The educational establishment and local school officials have strongly resisted individual and organized efforts to advance this agenda. Obviously it poses a serious threat to public schooling as it has evolved in recent decades. In the face of local opposition, a growing number of parents have used the courts as a vehicle for redressing what they perceive as educational wrongs growing out of the prevailing curriculum. Relying on liberty interests, rights to religious freedom, and mandates of church/state separation founded in the federal Constitution, parents have asserted a legal right to opt their children out of certain textbooks, materials, programs, and practices, many of which are widely used in schools throughout the country and officially acknowledged by educational experts. Others have raised the specter of secular humanism and New Age philosophy to remove offensive materials and programs from the school setting, eliciting cries of censorship from the larger community.
Still others, spanning the political continuum, have abandoned institutionalized education and claimed the right to educate their children at home. Home schooling traditionally was branded a fringe activity-the domain of Bible-toting parents and off-the-grid hippies. Each group rejected public schools for different reasons-the first because it viewed the schools as undisciplined and amoral and the second because it considered them authoritarian and dehumanizing. But now, aided by technology, the concept is inching its way into the mainstream. In recent years, a new breed of home-schooler has emerged, motivated less by religious beliefs and political ideology than by practical concerns, including the escalation in school violence, the decreasing quality of the academic program, and increasing peer pressure and competition.

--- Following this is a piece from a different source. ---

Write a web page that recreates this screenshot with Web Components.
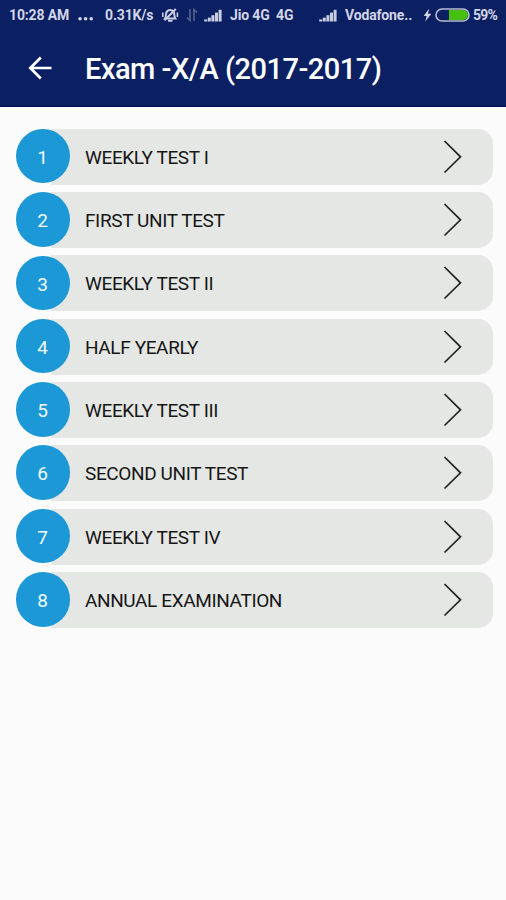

In fact, in the 1995-96 school year, parents for the first time ranked dissatisfaction with the public schools above religious reasons as the most important impetus to home school their children. As Education Week noted in 1996, "Some see it as no less than a battle between parents and the state for the control of a child's mind." By 1996-97, there were an estimated 700,000 to 1,150,000 children in grades kindergarten through twelve being schooled at home. Yet, regardless of their motivational concerns, home-schoolers place high priority on family autonomy and familial bonds.
At the same time, a growing number of Christian fundamentalist parents are educating their children in their own church-affiliated schools. In fact, Christian day schools have expanded at a faster rate than any other group within the private sector in recent decades. Between the 1960s and 1980s alone, eight to ten thousand such schools were established, with an estimated total enrollment of one million students. Many of these are unaccredited, and some resist any form of government regulation. These typically are "total institutions" designed not as a variant or "better expression" of public schooling but rather as a closed system based on absolute beliefs, a rigid point of view, and "scriptural Truth with a capital T."
Although Christian day schools conventionally have served white student populations, an increasing number of African American communities and churches are now aligning themselves with the movement and establishing schools, notably in urban areas. Since the 1970s, what has been termed black flight to the private sector has steadily increased, marking a clear departure from the historical support African American families have shown toward public education. In 1970, less than 4 percent of African American students were enrolled in nonpublic schools. That figure rose to 8.1 percent in 1987-88 and to 9.3 percent in 1993-94. Coinciding with the growth in Christian schools is the revival of Catholic schooling, especially in urban areas. Often with support from private philanthropy, church leaders have maintained a commitment to educating the children of the working poor, many of them racial minorities, who are fleeing the neighborhood public school in record numbers in search of a more academically rigorous, safer, and values-focused education for their children. Between the 1992 and 1998 school years, total Catholic school enrollment nationwide increased by more than eighty-one thousand students.
For most families, however, the alternative of home schooling is impractical or undesirable, while the option of private schooling lies beyond their financial or geographic reach. Others simply prefer the religiously and economically diverse student body along with the cultural enrichment and athletic programs that public schools frequently offer. Some families silently struggle to remain within public education while compromising their deeply held values and beliefs. With greater frequency they challenge the system, often at considerable emotional cost to their children.